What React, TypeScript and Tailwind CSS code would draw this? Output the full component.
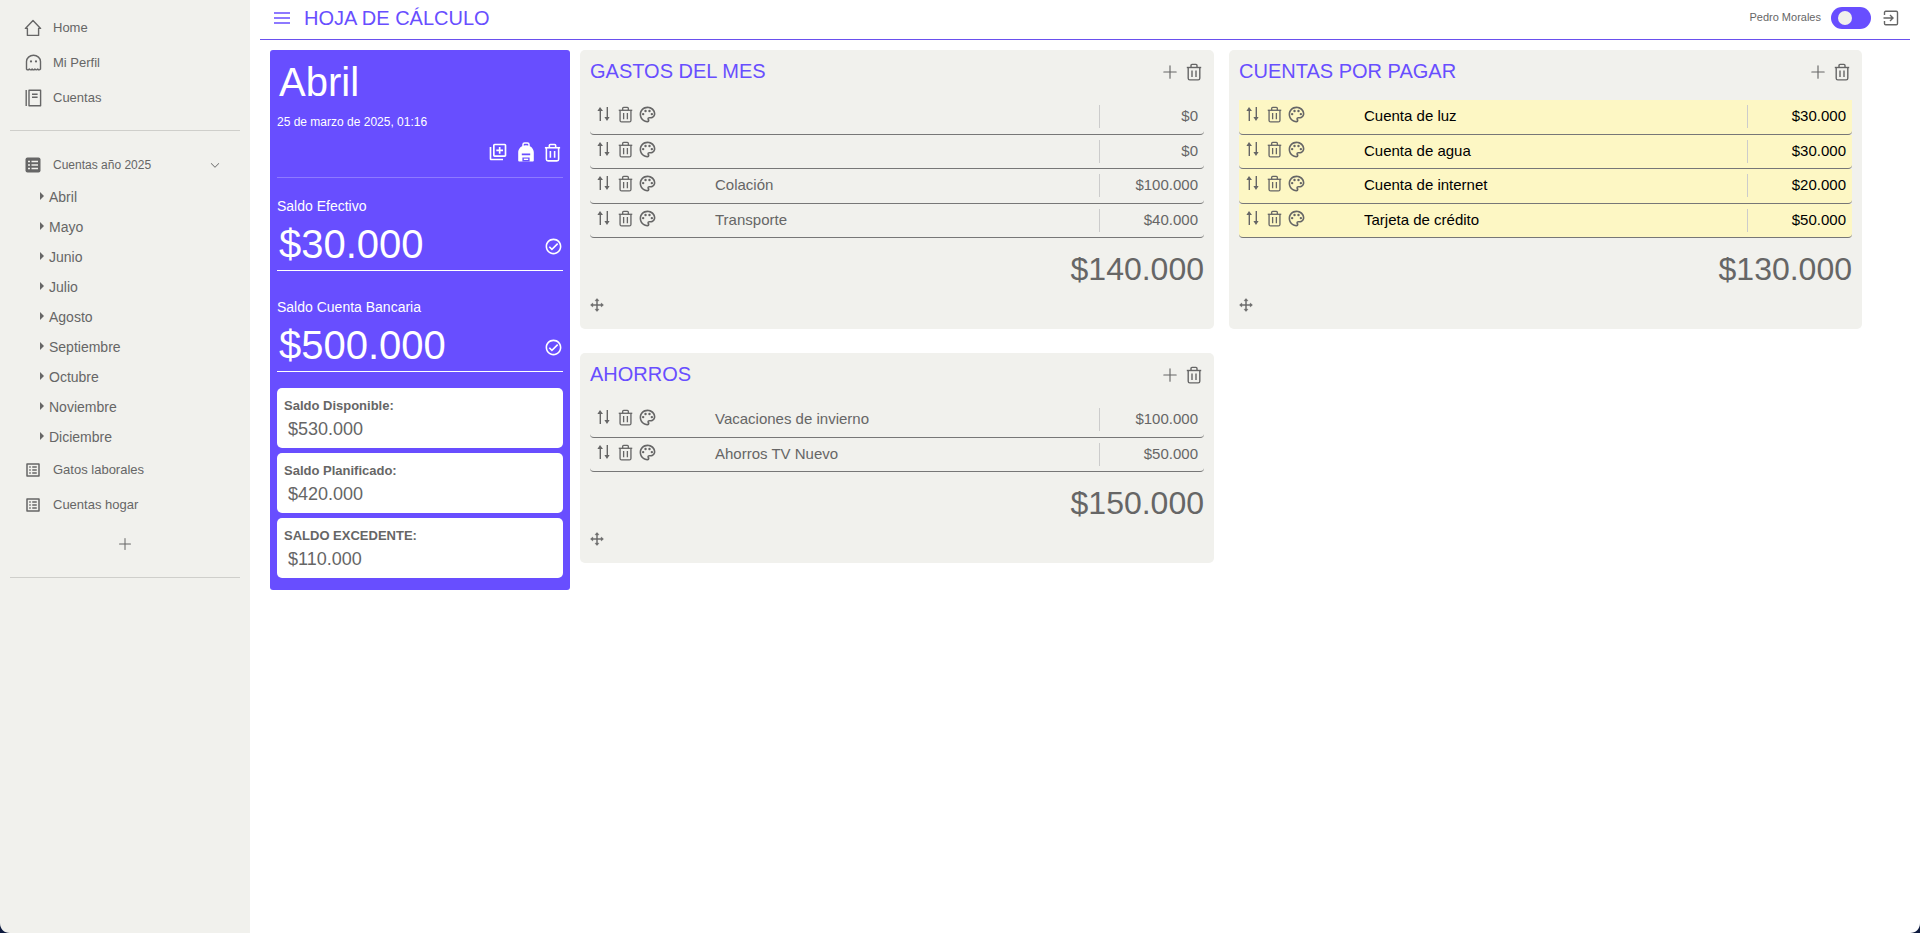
import React from "react";
import { PiPlus, PiCaretDown } from "react-icons/pi";
import { MdOutlineLibraryAdd, MdOutlineCheckCircle, MdOutlineListAlt, MdOutlinePalette } from "react-icons/md";

const FONT = "font-['Liberation_Sans',Arial,sans-serif]";

function Trash({ w = 15, h = 17, color = "#666", sw = 1.4 }: { w?: number; h?: number; color?: string; sw?: number }) {
  return (
    <svg width={w} height={h} viewBox="0 0 16 18" fill="none" stroke={color} strokeWidth={sw}>
      <path d="M0.8 4.5h14.4" />
      <path d="M5 4.5V2.4a1 1 0 0 1 1-1h4a1 1 0 0 1 1 1v2.1" />
      <path d="M2.2 4.5v10.8a1.6 1.6 0 0 0 1.6 1.6h8.4a1.6 1.6 0 0 0 1.6-1.6V4.5" />
      <path d="M6 7.5v6.5M10 7.5v6.5" />
    </svg>
  );
}

function SortIcon() {
  return (
    <svg width="13" height="16" viewBox="0 0 13 16" fill="#666" stroke="none">
      <path d="M3 1L6 5H4V15H2.6V5H0.4Z" />
      <path d="M9.6 1H11V11H12.6L10 15L7.4 11H9.6Z" />
    </svg>
  );
}

function MoveIcon() {
  return (
    <svg width="14" height="14" viewBox="0 0 14 14" fill="#666" stroke="#666" strokeWidth="0.4">
      <path d="M7 0.5L9 2.8H5ZM7 13.5L5 11.2H9ZM0.5 7L2.8 5V9ZM13.5 7L11.2 9V5Z" />
      <path d="M6.5 2.5h1v9h-1zM2.5 6.5h9v1h-9z" />
    </svg>
  );
}

function HomeIcon() {
  return (
    <svg width="18" height="18" viewBox="0 0 18 18" fill="none" stroke="#666" strokeWidth="1.4" strokeLinejoin="round">
      <path d="M9 1.6L1.4 9.4H3.4V16.4H14.6V9.4H16.6Z" />
    </svg>
  );
}

function GhostIcon() {
  return (
    <svg width="17" height="17" viewBox="0 0 17 17" fill="none" stroke="#666" strokeWidth="1.4" strokeLinejoin="round">
      <path d="M1.5 15V7.5a7 6.2 0 0 1 14 0V15c-1 1.2-1.9 1.2-2.8 0-1 1.2-1.8 1.2-2.8 0-.9 1.2-1.9 1.2-2.8 0-.9 1.2-1.8 1.2-2.8 0-.9 1.2-1.9 1.2-2.8 0Z" />
      <circle cx="6" cy="7.4" r="1.1" fill="#666" stroke="none" />
      <circle cx="11" cy="7.4" r="1.1" fill="#666" stroke="none" />
    </svg>
  );
}

function NotebookIcon() {
  return (
    <svg width="17" height="18" viewBox="0 0 17 18" fill="none" stroke="#666" strokeWidth="1.4">
      <path d="M1.2 1v16" />
      <path d="M4 1.2h11.6v15.6H4Z" strokeLinejoin="round" />
      <path d="M7 5.2h5.6M7 8.2h5.6" />
    </svg>
  );
}

function FilledList() {
  return (
    <svg width="18" height="18" viewBox="0 0 18 18" fill="none">
      <rect x="1.5" y="1.5" width="15" height="15" rx="2" fill="#666" />
      <path d="M4 5.5h2M7.5 5.5h6.5M4 9h2M7.5 9h6.5M4 12.5h2M7.5 12.5h6.5" stroke="#f1f1ed" strokeWidth="1.4" />
    </svg>
  );
}

function Backpack() {
  return (
    <svg width="18" height="20" viewBox="0 0 18 20" fill="none">
      <path d="M6 4V2.6A1.6 1.6 0 0 1 7.6 1h2.8A1.6 1.6 0 0 1 12 2.6V4" stroke="#fff" strokeWidth="1.5" />
      <path d="M1.2 18.5V10.5C1.2 6.3 4.6 3.2 9 3.2s7.8 3.1 7.8 7.3v8a.9.9 0 0 1-.9.9H2.1a.9.9 0 0 1-.9-.9Z" fill="#fff" />
      <path d="M4.8 11.4h8.4v1.8H4.8Z M5.4 15.4h7.2v4H5.4Z" fill="#684eff" />
      <path d="M6.8 16.6h4.4v1.4H6.8Z" fill="#fff" />
    </svg>
  );
}

function HamburgerIcon() {
  return (
    <svg width="16" height="12" viewBox="0 0 16 12" fill="none" stroke="#684eff" strokeWidth="1.5">
      <path d="M0 1h16M0 6h16M0 11h16" />
    </svg>
  );
}

function LogoutIcon() {
  return (
    <svg width="18" height="18" viewBox="0 0 18 18" fill="none" stroke="#666" strokeWidth="1.4">
      <path d="M2.5 6V3.5a1.2 1.2 0 0 1 1.2-1.2h10.6a1.2 1.2 0 0 1 1.2 1.2v11a1.2 1.2 0 0 1-1.2 1.2H3.7a1.2 1.2 0 0 1-1.2-1.2V12" />
      <path d="M1.5 9h9M8 6l3 3-3 3" />
    </svg>
  );
}

function NavItem({ icon, label, textClass = "text-[13px]" }: { icon: React.ReactNode; label: string; textClass?: string }) {
  return (
    <div className="flex items-center h-[35px] pl-[23px] text-[#666]">
      <span className="w-[20px] flex justify-center">{icon}</span>
      <span className={`ml-[10px] ${textClass}`}>{label}</span>
    </div>
  );
}

const MONTHS = ["Abril", "Mayo", "Junio", "Julio", "Agosto", "Septiembre", "Octubre", "Noviembre", "Diciembre"];

function Sidebar() {
  return (
    <aside className="w-[250px] shrink-0 h-[933px] bg-[#f1f1ed] pt-[10px]">
      <NavItem icon={<HomeIcon />} label="Home" />
      <NavItem icon={<GhostIcon />} label="Mi Perfil" />
      <NavItem icon={<NotebookIcon />} label="Cuentas" />
      <div className="mx-[10px] mt-[15px] border-t border-[#cfcfcb]" />
      <div className="mt-[16px] flex items-center h-[35px] pl-[23px] pr-[29px] text-[#666]">
        <span className="w-[20px] flex justify-center"><FilledList /></span>
        <span className="ml-[10px] text-[12px] flex-1">Cuentas año 2025</span>
        <PiCaretDown size={12} color="#666" weight="bold" />
      </div>
      <div>
        {MONTHS.map((m) => (
          <div key={m} className="h-[30px] flex items-center pl-[40px] text-[14px] text-[#666]">
            <span className="w-0 h-0 border-y-[4px] border-y-transparent border-l-[4px] border-l-[#666] mr-[5px] -mt-[2px]" />
            <span>{m}</span>
          </div>
        ))}
      </div>
      <NavItem icon={<MdOutlineListAlt size={18} color="#666" />} label="Gatos laborales" />
      <NavItem icon={<MdOutlineListAlt size={18} color="#666" />} label="Cuentas hogar" />
      <div className="flex justify-center mt-[6px] h-[32px] items-center"><PiPlus size={16} color="#666" /></div>
      <div className="mx-[10px] mt-[17px] border-t border-[#cfcfcb]" />
    </aside>
  );
}

function Header() {
  return (
    <header className="h-[40px] border-b border-[#6a50ee] flex items-center pb-[4px] pl-[14px] pr-[10px]">
      <HamburgerIcon />
      <h1 className="ml-[14px] text-[20px] text-[#684eff] font-normal">HOJA DE CÁLCULO</h1>
      <div className="ml-auto flex items-center">
        <span className="text-[11px] text-[#666]">Pedro Morales</span>
        <div className="ml-[10px] w-[40px] h-[22px] rounded-full bg-[#684eff] flex items-center pl-[7px]">
          <div className="w-[14px] h-[14px] rounded-full bg-[#f1f1ed]" />
        </div>
        <span className="ml-[11px]"><LogoutIcon /></span>
      </div>
    </header>
  );
}

function Balance({ label, value }: { label: string; value: string }) {
  return (
    <div className="h-[82px] border-b border-white">
      <div className="text-[14px] text-white leading-[16px] pt-[9px] h-[33px]">{label}</div>
      <div className="flex items-center justify-between -mt-[1px]">
        <span className="text-[40px] leading-[46px] text-white pl-[2px]">{value}</span>
        <MdOutlineCheckCircle size={19} color="#fff" className="mt-[5px]" />
      </div>
    </div>
  );
}

function Mini({ label, value }: { label: string; value: string }) {
  return (
    <div className="h-[60px] bg-white rounded-[5px] pl-[7px] pt-[10px] text-[#666]">
      <div className="text-[13px] font-bold leading-[16px]">{label}</div>
      <div className="text-[18px] leading-[22px] pl-[4px] mt-[4px]">{value}</div>
    </div>
  );
}

function MonthCard() {
  return (
    <section className="w-[300px] shrink-0 h-[540px] bg-[#684eff] rounded-[3px] px-[7px]">
      <div className="text-[40px] leading-[46px] text-white pl-[2px] pt-[9px]">Abril</div>
      <div className="text-[12px] leading-[14px] text-white mt-[10px]">25 de marzo de 2025, 01:16</div>
      <div className="flex justify-end items-center gap-[9px] mt-[12px] h-[22px] pr-[2px]">
        <MdOutlineLibraryAdd size={20} color="#fff" />
        <Backpack />
        <Trash w={17} h={19} color="#fff" sw={1.5} />
      </div>
      <div className="border-t border-white/25 mt-[14px]" />
      <div className="mt-[11px]"><Balance label="Saldo Efectivo" value="$30.000" /></div>
      <div className="mt-[19px]"><Balance label="Saldo Cuenta Bancaria" value="$500.000" /></div>
      <div className="mt-[16px] flex flex-col gap-[5px]">
        <Mini label="Saldo Disponible:" value="$530.000" />
        <Mini label="Saldo Planificado:" value="$420.000" />
        <Mini label="SALDO EXCEDENTE:" value="$110.000" />
      </div>
    </section>
  );
}

type Row = { label: string; value: string };

function RowItem({ row, yellow, index }: { row: Row; yellow?: boolean; index: number }) {
  return (
    <div className={`${index % 2 === 0 ? "h-[35px]" : "h-[34px]"} flex border-b border-[#777] rounded-b-[4px] ${yellow ? "bg-[#fdf7c4]" : ""}`}>
      <div className="w-[125px] shrink-0 flex items-start pl-[7px] pt-[6px]">
        <SortIcon />
        <span className="ml-[8px]"><Trash w={15} h={17} /></span>
        <span className="ml-[5px] -mt-[1px]"><MdOutlinePalette size={19} color="#666" /></span>
      </div>
      <div className={`flex-1 text-[15px] pt-[7px] leading-[18px] ${yellow ? "text-black" : "text-[#666]"}`}>{row.label}</div>
      <div className={`w-[105px] shrink-0 h-[23px] mt-[5px] border-l border-[#ccc] text-right pr-[6px] pt-[2px] text-[15px] leading-[18px] ${yellow ? "text-black" : "text-[#666]"}`}>{row.value}</div>
    </div>
  );
}

function SheetCard({ title, rows, total, yellow, className = "" }: { title: string; rows: Row[]; total: string; yellow?: boolean; className?: string }) {
  return (
    <section className={`bg-[#f1f1ed] rounded-[5px] px-[10px] pt-[10px] pb-[14px] ${className}`}>
      <div className="h-[40px] flex items-start">
        <h2 className="text-[20px] leading-[23px] text-[#684eff] font-normal flex-1">{title}</h2>
        <div className="flex items-center gap-[7px] mt-[2px] h-[20px] pr-[2px]">
          <PiPlus size={18} color="#666" />
          <Trash w={16} h={18} />
        </div>
      </div>
      {rows.map((r, i) => <RowItem key={i} index={i} row={r} yellow={yellow} />)}
      <div className="text-right text-[32px] leading-[36px] text-[#666] mt-[13px]">{total}</div>
      <div className="mt-[8px] h-[20px] flex items-center"><MoveIcon /></div>
    </section>
  );
}

function ScreenCorner({ className, d }: { className: string; d: string }) {
  return (
    <svg width="10" height="10" viewBox="0 0 10 10" className={`absolute bottom-0 ${className}`}>
      <path d={d} fill="#0d1a3e" />
    </svg>
  );
}

export default function App() {
  return (
    <div className={`relative flex h-[933px] overflow-hidden bg-white ${FONT}`}>
      <Sidebar />
      <main className="flex-1 pl-[10px] pr-[10px]">
        <Header />
        <div className="flex items-start pt-[10px] pl-[10px]">
          <MonthCard />
          <div className="w-[634px] ml-[10px] flex flex-col gap-[24px]">
            <SheetCard title="GASTOS DEL MES" total="$140.000" rows={[
              { label: "", value: "$0" },
              { label: "", value: "$0" },
              { label: "Colación", value: "$100.000" },
              { label: "Transporte", value: "$40.000" },
            ]} />
            <SheetCard title="AHORROS" total="$150.000" rows={[
              { label: "Vacaciones de invierno", value: "$100.000" },
              { label: "Ahorros TV Nuevo", value: "$50.000" },
            ]} />
          </div>
          <SheetCard className="w-[633px] ml-[15px]" yellow title="CUENTAS POR PAGAR" total="$130.000" rows={[
            { label: "Cuenta de luz", value: "$30.000" },
            { label: "Cuenta de agua", value: "$30.000" },
            { label: "Cuenta de internet", value: "$20.000" },
            { label: "Tarjeta de crédito", value: "$50.000" },
          ]} />
        </div>
      </main>
      <ScreenCorner className="left-0" d="M0 0C0 6 4 10 10 10H0Z" />
      <ScreenCorner className="right-0" d="M10 0C10 6 6 10 0 10H10Z" />
    </div>
  );
}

######

**Your instructions**. Return exactly what appears from the opening line of the material through the line with "MdOutlineCheckCircle, MdOutlineListAlt, MdOutlinePalette", apart from the pictures.

**Final result**.
What React, TypeScript and Tailwind CSS code would draw this? Output the full component.
import React from "react";
import { PiPlus, PiCaretDown } from "react-icons/pi";
import { MdOutlineLibraryAdd, MdOutlineCheckCircle, MdOutlineListAlt, MdOutlinePalette } from "react-icons/md";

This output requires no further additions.